Entre Ofélia y Fernando nunca hubo auténtica intimidad. Es seguro -ateniéndonos a las Cartas- que no tuvieron un solo encuentro sexual pleno. Sí escarceos, roces, caricias tan ardientes como apresuradas. Ambos aluden a ellas. Ofélia, por momentos, es muy directa al respecto. Pero no está dispuesta a dar el salto que Pessoa le reclama. Sufre, a la vez, porque quisiera verlo a diario, aunque sólo fuera unos minutos. Toda la correspondencia del año 20 abunda en planificaciones acerca de horarios y lugares donde encontrarse: esquinas, estaciones de ferrocarril, paradas de tranvía, plazas. Por la mañana, al atardecer, en algún instante del mediodía. Quince, veinte minutos. O el éxtasis inusual de media hora. Jamás por la noche. Ella lo sueña a Pessoa convertido en su marido. Él, en cambio, anhela un largo rato de intimidad:
¿No habrá, Ofelita, manera, lugar y hora de encontrarnos un día cualquiera de forma que podamos hablar un poco más que el cuarto de hora que lleva el camino de Corpo Santo hasta la casa de tu hermana? ¿Cuándo podremos encontrarnos a solas, en cualquier lugar, mi amor?

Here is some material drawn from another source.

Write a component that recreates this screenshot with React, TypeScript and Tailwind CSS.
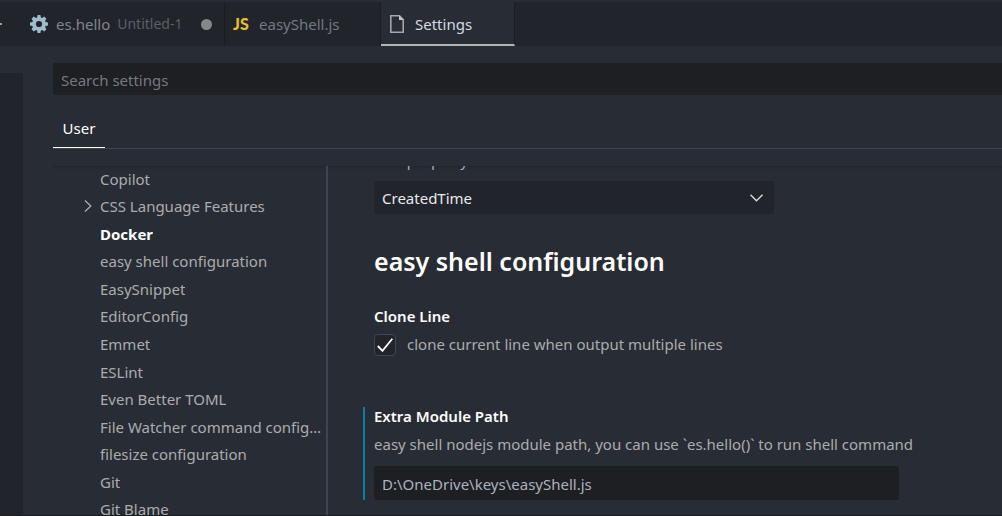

Ante su imposibilidad de hacerlo como Pessoa quisiera, Ofélia le ofrece otra proximidad. Vive para escribirle. Para escribirle y esperar, incansablemente, que él le responda. Que él acepte verla en los términos que le impone su temor a ser descubierta.
Ni las cartas de él ni su disposición a encontrarse con ella tienen, ya lo dije, la frecuencia que Ofélia reclama. Detrás de su silencio, y de sus excusas cuando lo rompe, Ofélia empieza a discernir, al verlo, al oírlo, al leerlo, que hay en su querido algo sombrío, inasible, inabordable para ella. Tardará mucho, sin embargo, en privarlo de su ternura. Lo quiere, lo espera, lo busca sin pausa. Se nombra “Ofélia Pessoa”. Él no alienta esa ilusión. Hacia septiembre de 1920, el repliegue de Pessoa se ahonda. Ella, inútilmente, le suplica que no la haga sufrir, que le aclare qué sucede. No hay respuesta. Finalmente, Ofélia se impacienta. Su tono cambia, su hartazgo aflora: “Hace tres días que no apareces. Antes eras más atento conmigo, más cariñoso. ¡Cómo cambiaste!”, le reprocha en octubre. El 27 de noviembre decide romper.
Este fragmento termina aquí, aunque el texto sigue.